Хорошо вознаградили «братья во Христе» предательство болгарских христиан! Впрочем, как я уже говорил, такова участь предателей.
Скилица сообщает, что Иоанн Цимисхий пытался вызвать Святослава на поединок, мол, чем губить войско, не лучше ли «решить дело смертью одного мужа; кто победит, тот и будет властелином всего». Практичному, циничному и абсолютно бессовестному армянину подобные романтические порывы были совершенно чужды.
Поэтому надо полагать, что речь шла о хитрости, и Цимисхий попросту хотел завлечь врага в ловушку, сыграв на отваге и благородстве князя и обычае русов решать судьбу битвы поединком. Именно так это понял Святослав, попросту велевший передать цесарю, что он, Святослав, в своём уме, и сам знает, чего ему надо, если же императору ромеев неймётся на тот свет, то в его распоряжении множество иных, известных ему способов.
Последняя фраза, несомненно, была намёком на грязную историю с убийством Иоанном его друга, брата и вождя Никифора Фоки. Поединок был привилегией, которой удостаивали не всех. Поединок с братоубийцей, вероломным клятвопреступником и законченным лжецом унизил бы князя, даже происходи он по всем правилам.

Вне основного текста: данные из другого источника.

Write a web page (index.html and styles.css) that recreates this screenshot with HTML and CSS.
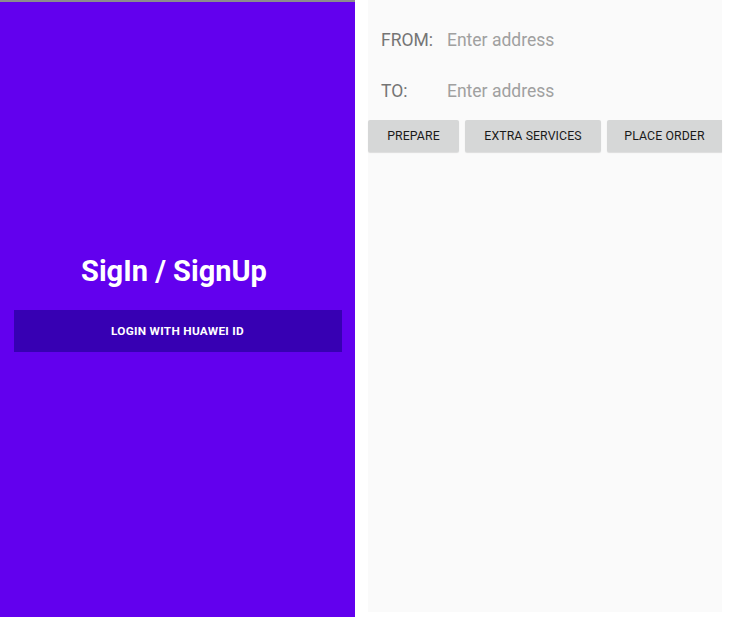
FILE: index.html
```html
<!DOCTYPE html>
<html lang="en">
<head>
  <meta charset="UTF-8"/>
  <meta name="viewport" content="width=device-width, initial-scale=1.0"/>
  <title>Taxi Order</title>
  <link rel="stylesheet" href="styles.css">
</head>
<body>
  <!-- ========== LOGIN SCREEN ========== -->
  <section class="signin">
    <h1 class="signin-title">SigIn / SignUp</h1>
    <button class="btn-huawei">LOGIN WITH HUAWEI ID</button>
  </section>

  <!-- ========== ORDER SCREEN ========== -->
  <section class="order">
    <div class="addr-row">
      <label class="addr-label" for="from">FROM:</label>
      <input class="addr-input" id="from" placeholder="Enter address">
    </div>
    <div class="addr-row">
      <label class="addr-label" for="to">TO:</label>
      <input class="addr-input" id="to" placeholder="Enter address">
    </div>
    <div class="btn-row">
      <button class="btn btn-prepare">PREPARE</button>
      <button class="btn btn-extra">EXTRA SERVICES</button>
      <button class="btn btn-place">PLACE ORDER</button>
    </div>
  </section>
</body>
</html>
```

FILE: styles.css
```css
*{margin:0;padding:0;box-sizing:border-box}
body{font-family:Roboto,'Liberation Sans',sans-serif;background:#fff;display:flex;align-items:flex-start;height:617px;overflow:hidden}

/* --- left: sign in --- */
.signin{width:355px;height:617px;background:#6200EE;border-top:2px solid #8c8c8c;display:flex;flex-direction:column;align-items:center;padding-top:250px}
.signin-title{color:#fff;font-size:29px;font-weight:700;line-height:38px;margin-right:7px}
.btn-huawei{margin-top:20px;width:328px;height:42px;background:#3700B3;color:#fff;border:none;font:700 11.8px Roboto,sans-serif;letter-spacing:.3px}

/* --- right: order --- */
.order{margin-left:13px;width:354px;height:612px;background:#fafafa;padding-top:24px}
.addr-row{display:flex;align-items:center;height:32px;padding-left:13px}
.addr-row+.addr-row{margin-top:19px}
.addr-label{width:66px;font-size:17.5px;color:#757575}
.addr-input{flex:1;border:none;background:transparent;font:17.5px Roboto,sans-serif;color:#333;outline:none}
.addr-input::placeholder{color:#a0a0a0}
.btn-row{display:flex;gap:6px;margin-top:13px}
.btn{height:32px;background:#d6d7d7;border:none;border-radius:2px;box-shadow:0 1px 1px rgba(0,0,0,.12);font:400 12.3px Roboto,sans-serif;color:#1a1a1a;letter-spacing:.1px}
.btn-prepare{width:91px}
.btn-extra{width:136px}
.btn-place{width:115px;border-radius:2px 0 0 2px}
```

А на это, имея дело со столь скользким типом, как Иоанн Цимисхий, рассчитывать не приходилось. Так Алёша Попович не удостаивает честного боя распутника, нечестивца и колдуна Тугарина.
Вновь потянулись дни осады. В одной из вылазок погиб ещё один русский вождь, которого Скилица считает третьим после Святослава и Сфангела, а Диакон — просто вторым среди русов. Оба автора описывают его как великана, но у них что ни рус, то и великан. Может, это и впрямь отражало впечатление сравнительно щуплых греков, армян и арабов от нордического телосложения русов, а может — было домыслом авторов, чтоб победы (подлинные или вымышленные) византийских «храбрых портняжек» выглядели покрасивее.
Звали его Икмор, и русская летопись не сохранила никаких сведений о нём. Скилица сообщает, что Икмор пользовался общим уважением среди русов не столько из-за высокого рода или расположения великого князя, сколько из-за его личной доблести. Не знаю, сколько в этом утверждении домыслов Скилицы, а сколько правды.
Не знаю и того, откуда он мог почерпнуть такие сведения. Но на правду очень похоже. Дело в том, как погиб отважный Икмор. Его зарубил в поединке араб Анемас, тот самый вождь критского эмира и глава телохранителей Цимисхия. Причём Диакон отмечает, что поединков со знатными русами он стал искать уже после победы над Икмором.
А значит, с ним самим сын эмира столкнулся, так сказать, при исполнении обязанностей. Икмор, очевидно, пытался прорубиться к цесарю и окончить войну одним богатырским ударом. Кстати, ещё одно доказательство лицемерия вызова Цимисхия, посланного Святославу — он никогда не искал стычки с вождями русов на поле битвы, на глазах у всех.
Если бы он и впрямь хотел честной схватки, то незачем было посылать к Святославу гонцов-«секундантов». Буквально в каждой битве вождь русов был, так сказать, к его услугам. Однако же тут Цимисхий даже не пытался искать с ним встречи, отгораживаясь от сечи живою стеной «бессмертных».
Русы чрезвычайно скорбели по Икмору, и шум тризны был слышен далеко за стенами осаждённого Доростола. Кстати, про тризну Сфангела-Сфенкела ничего подобного не говорится — лишний довод в пользу того, что он и был Свенельдом русских летописей, не погибшим, а сумевшим выжить после тяжёлой раны.
Шёл третий месяц Доростольского сидения, второй месяц лета. Приближался столь важный для русов и их вождя праздник — Перунов день.